Constitutionally enshrined schools deserve our ongoing protection | Columns

In his letter to the editor on Jan. 14, William Dotterweich stated that The Journal Gazette has an anti-religious bias because the editorial board is against the Indiana voucher program. Obviously, he sees no problem in using public money for religious institutions.

He also stated that the teachers’ union wants a public school monopoly. Public schools are not a monopoly any more than our local police department is a monopoly in comparison to a private security company.

The public teachers’ union is just trying to save public schools from ruin by inadequate funding. No one is saying public and private schools cannot coexist.

It is clear that Dotterweich misunderstands why The Journal Gazette continues its long-standing position. I take that same position in my belief that the Indiana school voucher system is biased against the Indiana taxpayer. I believe that in 2011 the Indiana Supreme Court was incorrect in allowing taxpayer money to support private, for-profit and parochial schools through the voucher system.

The Indiana Constitution of 1816 states:

“Knowledge and learning, generally diffused throughout a community, being essential to the preservation of a free government; it should be the duty of the General Assembly to encourage, by all suitable means, moral, intellectual, scientific, and agricultural improvement, and to provide, by law, for a general and uniform system of Common Schools, wherein tuition shall be without charge, and equally open to all.” (Article 8, Section 1)

“No preference shall be given, by law, to any creed, religious society, or mode of worship; and no person shall be compelled to attend, erect, or support, any place of worship, or to maintain any ministry, against his consent.” (Article 1, Section 4)

“No money shall be drawn from the treasury, for the benefit of any religious or theological institution.” (Article 1, Section 6)

I have no problem with parents choosing which school their children attend. They have the right to send their children to the school of their choice, be that public or private. I willingly pay taxes to support public school education.

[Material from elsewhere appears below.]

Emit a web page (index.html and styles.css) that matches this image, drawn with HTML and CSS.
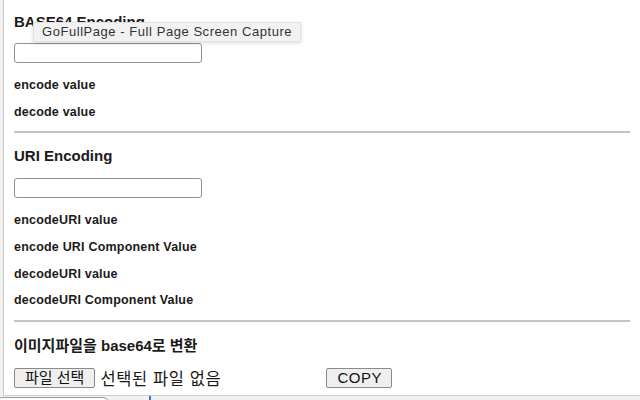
FILE: index.html
```html
<!DOCTYPE html>
<html lang="ko">
  <head>
    <meta charset="UTF-8" />
    <meta name="viewport" content="width=device-width, initial-scale=1.0" />
    <title>Encoding Tools</title>
    <link rel="stylesheet" href="styles.css">
  </head>
  <body>
    <div class="popup">
      <section class="block first">
        <h3>BASE64 Encoding</h3>
        <input type="text" class="field" />
        <p class="result">encode value</p>
        <p class="result">decode value</p>
      </section>
      <hr />
      <section class="block">
        <h3>URI Encoding</h3>
        <input type="text" class="field" />
        <p class="result">encodeURI value</p>
        <p class="result">encode URI Component Value</p>
        <p class="result">decodeURI value</p>
        <p class="result">decodeURI Component Value</p>
      </section>
      <hr />
      <section class="block">
        <h3 class="image-title">이미지파일을 base64로 변환</h3>
        <div class="file-row">
          <span class="btn">파일 선택</span>
          <span class="file-name">선택된 파일 없음</span>
          <button class="btn copy">COPY</button>
        </div>
      </section>

      <div class="tooltip">GoFullPage - Full Page Screen Capture</div>
    </div>
    <div class="page-below">
      <div class="tab"></div>
      <div class="tick"></div>
    </div>
  </body>
</html>
```

FILE: styles.css
```css
/* Page behind the popup */
body {
  margin: 0;
  background: #f1f1f1;
  font-family: "Liberation Sans", Arial, "Noto Sans CJK KR", sans-serif;
  color: #1a1a1a;
  overflow: hidden;
}

.popup {
  position: relative;
  margin-left: 3px;
  height: 396px;
  box-sizing: border-box;
  padding: 0 10px;
  background: white;
  border-left: 1px solid #c9c9c9;
  border-bottom: 1px solid #d0d0d0;
}

/* Sections */
.block {
  padding-top: 14px;
}

.block.first {
  padding-top: 13px;
}

.block h3 {
  margin: 0 0 13px;
  font-size: 15px;
  line-height: 18px;
  font-weight: bold;
}

.block.first h3 {
  margin-bottom: 12px;
}

.block h3.image-title {
  margin-top: 1px;
  margin-bottom: 11px;
}

.field {
  display: block;
  width: 188px;
  height: 20px;
  box-sizing: border-box;
  border: 1px solid #8f8f8f;
  border-radius: 3px;
  margin: 0 0 15px;
}

.result {
  margin: 0 0 11.7px;
  font-size: 12.5px;
  font-weight: bold;
  letter-spacing: 0.2px;
  line-height: 15px;
}

hr {
  border: none;
  border-top: 2px solid #c4c4c4;
  margin: 3px 0 0;
}

/* File row */
.file-row {
  display: flex;
  align-items: center;
}

.btn {
  display: inline-block;
  background: #efefef;
  border: 1px solid #8a8a8a;
  border-radius: 2px;
  padding: 0 10px;
  height: 20px;
  box-sizing: border-box;
  line-height: 18px;
  font-family: inherit;
  font-size: 15px;
  color: #111;
}

.file-name {
  margin-left: 5px;
  width: 226px;
  font-size: 16.5px;
  letter-spacing: 0.6px;
}

.copy {
  padding: 0 10px;
  width: 66px;
  letter-spacing: 0.5px;
}

/* Browser tooltip over the heading */
.tooltip {
  position: absolute;
  left: 29px;
  top: 22px;
  padding: 1px 8px;
  line-height: 16px;
  background: #f2f2f2;
  border: 1px solid #e2e2e2;
  box-shadow: 0 1px 4px rgba(0, 0, 0, 0.15);
  font-size: 13px;
  color: #333;
  letter-spacing: 0.55px;
}

/* Strip of the page under the popup */
.page-below {
  position: relative;
  height: 4px;
}

.tab {
  position: absolute;
  left: -4px;
  top: 1px;
  width: 111px;
  height: 10px;
  background: white;
  border: 1px solid #9a9a9a;
  border-radius: 6px;
}

.tick {
  position: absolute;
  left: 149px;
  top: 0;
  width: 2px;
  height: 4px;
  background: #3a6fd8;
}
```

However, I vehemently object that my taxes also are providing vouchers to pay for non-public schools. Every dime that goes to the non-public schools takes money away from education for public schools. At the expense of public schools, taxpayers are paying for a multi-education system instead of the one system, open to all, established by our Indiana Constitution.

I also want to remind Dotterweich what a poor job our Indiana legislature has done in maintaining standards in some of those institutions (for-profit charters).

In February 2020 the Associated Press reported: “The State Board of Accounts review found the Indiana Virtual School and Indiana Virtual Pathways Academy [two Indiana online charter schools] wrongly received $68.7 million in state payments by improperly claiming about 14,000 students as enrolled between 2011 and 2019, even though they had no online course activity.” 

So while the Indiana legislature was continuing to restrict public schools through micromanaging those institutions, lawmakers neglected to protect your tax money going to privately operated voucher schools.

Unlike Dotterweich, I believe the public school union and The Journal Gazette are trying to protect both our public school teachers and their students.